The SIRT1 promoter polymorphic site rs12778366 increases IL-6 related human mortality in the prospective study "Treviso Longeva (TRELONG)".

Int J Mol Epidemiol Genet 2015 9;6(1):20-6. Epub 2015 Sep 9.

IRCCS-Istituto di Ricerche Farmacologiche "Mario Negri" via La Masa 19, Milan I-20156, Italy.

Studies on sirtuins (SIRT), a family of proteins with deacetylase activity, have provided convergent evidence of the key role of these enzymes in aging-linked physiological functions.

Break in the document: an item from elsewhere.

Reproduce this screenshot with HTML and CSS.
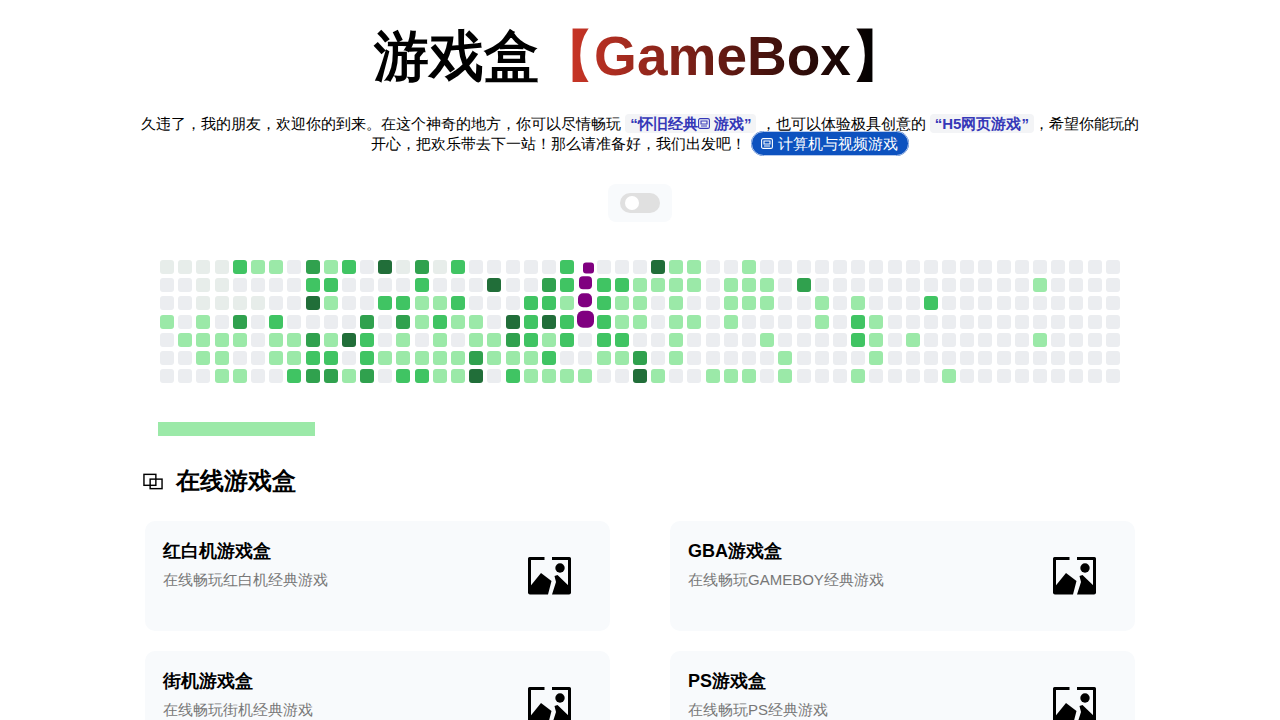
FILE: index.html
```html
<!DOCTYPE html>
<html lang="en">

<head>
    <meta charset="UTF-8" />
    <meta name="viewport" content="width=device-width, initial-scale=1.0" />
    <title>游戏盒【GameBox】</title>
    <link rel="stylesheet" href="styles.css">
</head>

<body>
    <div class="container">
        <h1 class="title">游戏盒<span class="title-brand">【GameBox】</span></h1>

        <p class="intro">
            久违了，我的朋友，欢迎你的到来。在这个神奇的地方，你可以尽情畅玩
            <a class="chip">“怀旧经典<svg class="chip-icon" viewBox="0 0 12 11"><rect x="0.6" y="0.6" width="10.8" height="9.8" rx="1.5" /><path d="M3 3h6v3H3zM3 8h6" /></svg> 游戏”</a>
            ，也可以体验极具创意的
            <a class="chip">“H5网页游戏”</a>，希望你能玩的开心，把欢乐带去下一站！那么请准备好，我们出发吧！
            <a class="pill"><svg class="pill-icon" viewBox="0 0 12 11"><rect x="0.6" y="0.6" width="10.8" height="9.8" rx="1.5" /><path d="M3 3h6v3H3zM3 8h6" /></svg>计算机与视频游戏</a>
        </p>

        <div class="toggle-box">
            <div class="toggle"><span class="toggle-knob"></span></div>
        </div>

        <div id="snakeGrid" class="snake-grid"></div>
        <div class="snake-bar"></div>

        <h2 class="section-title">
            <svg class="section-icon" viewBox="0 0 21 17">
                <rect x="1" y="1" width="12.5" height="11.5" />
                <rect x="7.5" y="6" width="12.5" height="10" />
            </svg>
            在线游戏盒
        </h2>

        <div class="cards">
            <div class="card">
                <div class="card-text">
                    <div class="card-title">红白机游戏盒</div>
                    <div class="card-desc">在线畅玩红白机经典游戏</div>
                </div>
                <svg class="card-icon" viewBox="0 0 44 38"><path class="frame" d="M16.5 1.5H1.5V36M24 1.5H41.5V36" /><circle cx="32" cy="11" r="4.7" /><path d="M0 32L13 16l10.5 8L20 37.5H2q-2 0-2-2zM26.5 19l3-1L43 31v4.5q0 2-2 2H24L28 25z" /></svg>
            </div>
            <div class="card">
                <div class="card-text">
                    <div class="card-title">GBA游戏盒</div>
                    <div class="card-desc">在线畅玩GAMEBOY经典游戏</div>
                </div>
                <svg class="card-icon" viewBox="0 0 44 38"><path class="frame" d="M16.5 1.5H1.5V36M24 1.5H41.5V36" /><circle cx="32" cy="11" r="4.7" /><path d="M0 32L13 16l10.5 8L20 37.5H2q-2 0-2-2zM26.5 19l3-1L43 31v4.5q0 2-2 2H24L28 25z" /></svg>
            </div>
            <div class="card">
                <div class="card-text">
                    <div class="card-title">街机游戏盒</div>
                    <div class="card-desc">在线畅玩街机经典游戏</div>
                </div>
                <svg class="card-icon" viewBox="0 0 44 38"><path class="frame" d="M16.5 1.5H1.5V36M24 1.5H41.5V36" /><circle cx="32" cy="11" r="4.7" /><path d="M0 32L13 16l10.5 8L20 37.5H2q-2 0-2-2zM26.5 19l3-1L43 31v4.5q0 2-2 2H24L28 25z" /></svg>
            </div>
            <div class="card">
                <div class="card-text">
                    <div class="card-title">PS游戏盒</div>
                    <div class="card-desc">在线畅玩PS经典游戏</div>
                </div>
                <svg class="card-icon" viewBox="0 0 44 38"><path class="frame" d="M16.5 1.5H1.5V36M24 1.5H41.5V36" /><circle cx="32" cy="11" r="4.7" /><path d="M0 32L13 16l10.5 8L20 37.5H2q-2 0-2-2zM26.5 19l3-1L43 31v4.5q0 2-2 2H24L28 25z" /></svg>
            </div>
        </div>
    </div>

    <script src="script.js"></script>
</body>

</html>
```

FILE: styles.css
```css
body {
    margin: 0;
    padding: 0;
    background: white;
    color: black;
    font-family: "Liberation Sans", sans-serif;
}

.container {
    width: 1000px;
    margin: 0 auto;
}

.title {
    margin: 0;
    padding-top: 21px;
    font-size: 55px;
    line-height: 70px;
    text-align: center;
}

.title-brand {
    background: linear-gradient(90deg, #dc3a2a 0%, black 92%);
    -webkit-background-clip: text;
    background-clip: text;
    color: transparent;
}

.intro {
    margin: 23px 0 0;
    font-size: 15px;
    line-height: 20px;
    text-align: center;
}

.chip {
    padding: 1px 5px;
    border-radius: 4px;
    background: #f3f4f6;
    color: #3538b8;
    font-weight: bold;
}

.chip-icon {
    width: 12px;
    height: 11px;
}

.chip-icon rect,
.chip-icon path {
    fill: none;
    stroke: #3538b8;
    stroke-width: 1.1;
}

.pill {
    padding: 3px 10px 3px 9px;
    border: 1px solid #b5c9ec;
    border-radius: 13px;
    background: #0d52bf;
    color: white;
}

.pill-icon {
    width: 12px;
    height: 11px;
    margin-right: 5px;
}

.pill-icon rect,
.pill-icon path {
    fill: none;
    stroke: white;
    stroke-width: 1.1;
}

.toggle-box {
    display: flex;
    align-items: center;
    justify-content: center;
    width: 64px;
    height: 38px;
    margin: 30px auto 0;
    border-radius: 8px;
    background: #f8fafc;
}

.toggle {
    display: flex;
    align-items: center;
    width: 40px;
    height: 20px;
    padding-left: 5px;
    box-sizing: border-box;
    border-radius: 10px;
    background: #e0e0e0;
}

.toggle-knob {
    width: 14px;
    height: 14px;
    border-radius: 50%;
    background: white;
}

.snake-grid {
    display: grid;
    grid-template-columns: repeat(53, 14px);
    grid-auto-rows: 14px;
    justify-content: space-between;
    row-gap: 4.2px;
    width: 960px;
    margin: 38px 0 0 20px;
}

.cell {
    border-radius: 3px;
    background: #ebedf0;
}

.lv1 { background: #9be9a8; }
.lv2 { background: #40c463; }
.lv3 { background: #30a14e; }
.lv4 { background: #216e39; }
.lv5 { background: #e7edea; }

.snake {
    place-self: center;
    background: purple;
}

.snake-0 { width: 11px; height: 11px; border-radius: 3px; transform: translate(3px, 0.5px); }
.snake-1 { width: 12.5px; height: 13px; border-radius: 4px; transform: translateY(-2.7px); }
.snake-2 { width: 14px; height: 14px; border-radius: 5px; transform: translateY(-2.7px); }
.snake-3 { width: 17px; height: 17px; border-radius: 6px; transform: translateY(-2.3px); }

.snake-bar {
    width: 157px;
    height: 14px;
    margin: 39px 0 0 18px;
    background: #9be9a8;
}

.section-title {
    display: flex;
    align-items: center;
    gap: 13px;
    margin: 28px 0 0 3px;
    font-size: 24px;
    line-height: 34px;
}

.section-icon {
    width: 20px;
    height: 17px;
}

.section-icon rect {
    fill: none;
    stroke: black;
    stroke-width: 1.5;
}

.cards {
    display: grid;
    grid-template-columns: 465px 465px;
    justify-content: space-between;
    row-gap: 20px;
    margin: 23px 5px 0;
}

.card {
    display: flex;
    justify-content: space-between;
    height: 110px;
    padding: 18px 38px 0 18px;
    box-sizing: border-box;
    border-radius: 10px;
    background: #f8fafc;
}

.card-title {
    font-size: 18px;
    font-weight: bold;
    line-height: 25px;
}

.card-desc {
    margin-top: 6px;
    color: #777;
    font-size: 15px;
    line-height: 20px;
}

.card-icon {
    width: 44px;
    height: 38px;
    margin-top: 18px;
}

.card-icon .frame {
    fill: none;
    stroke: black;
    stroke-width: 3;
    stroke-linejoin: round;
}
```

FILE: script.js
```js
// contribution grid, one string per weekday (spaces are only for reading)
// 0-5 = cell level, p = snake body
const rows = [
    '5555 211 0 312 0 45352 00000 2 p 000 411 00 1',
    '0055 0000 22 0000 2 000 4 00 32 p 22 1111 0 111 0 3 000000000000 1',
    '00 5555 00 41 00 22112 000 221 p 211 0 1 00 111 00 1 0 1 000 2',
    '10103020 000 3 0 3 1211 0 4242 p 211 0 11 0 1 0000 1 0 21',
    '01111011 3142 0 1 0 1 0 1 1321 2 0 22 00 1 0000 1 0000 21 0 1 000000 1',
    '00110011 22 0 2 11111 3 1112 00 11 3 0 1 00000 1 0000 1',
    '000 11 00 2 331 3 0 22 11 4 0 2 1111 00 41 00 111 0 1 000 1 0000 1'
];

const grid = document.getElementById('snakeGrid');

rows.forEach((row, y) => {
    const cells = row.replace(/ /g, '').padEnd(53, '0');
    for (const c of cells) {
        const cell = document.createElement('div');
        if (c === 'p') {
            cell.className = `cell snake snake-${y}`;
        } else {
            cell.className = `cell lv${c}`;
        }
        grid.appendChild(cell);
    }
});
```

The link between SIRT1 and longevity has emerged in model organism but few data are available in humans, in particular relying on longitudinal studies. Here, we assessed whether a genetic variant within SIRT1 gene promoter (rs12778366) was associated to human longevity. We analyzed 586 genomic DNA (gDNA) collected in the study "Treviso Longeva" (TRELONG), including elderly over 70 years of age from the municipality of Treviso, a town in the Northeast of Italy, with a 11-year follow-up. We genotyped SIRT1 rs12778366 by real-time polymerase chain reaction (RT-PCR) allelic discrimination assay. A cross-sectional analysis performed by comparing people over and under 85 years of age did not evidence association between rs12778366 and longevity. When we performed a longitudinal analysis considering mortality as dependent variable, we did not observe an association of rs12778366 with longevity in the whole population (corrected P-value = 0.33). However, when we stratified the TRELONG subjects according to circulating level of interleukin-6 (IL-6), a predictor of disability and mortality, we found that rs12778366 (TC+CC) carriers were at increased risk of mortality in comparison to the TT reference group (corrected P-value = 0.03, HR 1.47). Our data do not support a major role of rs12778366 in human longevity, but the stratified analysis on IL-6 suggests that this variant may be involved in the detrimental effect of high circulating IL-6 in the elderly.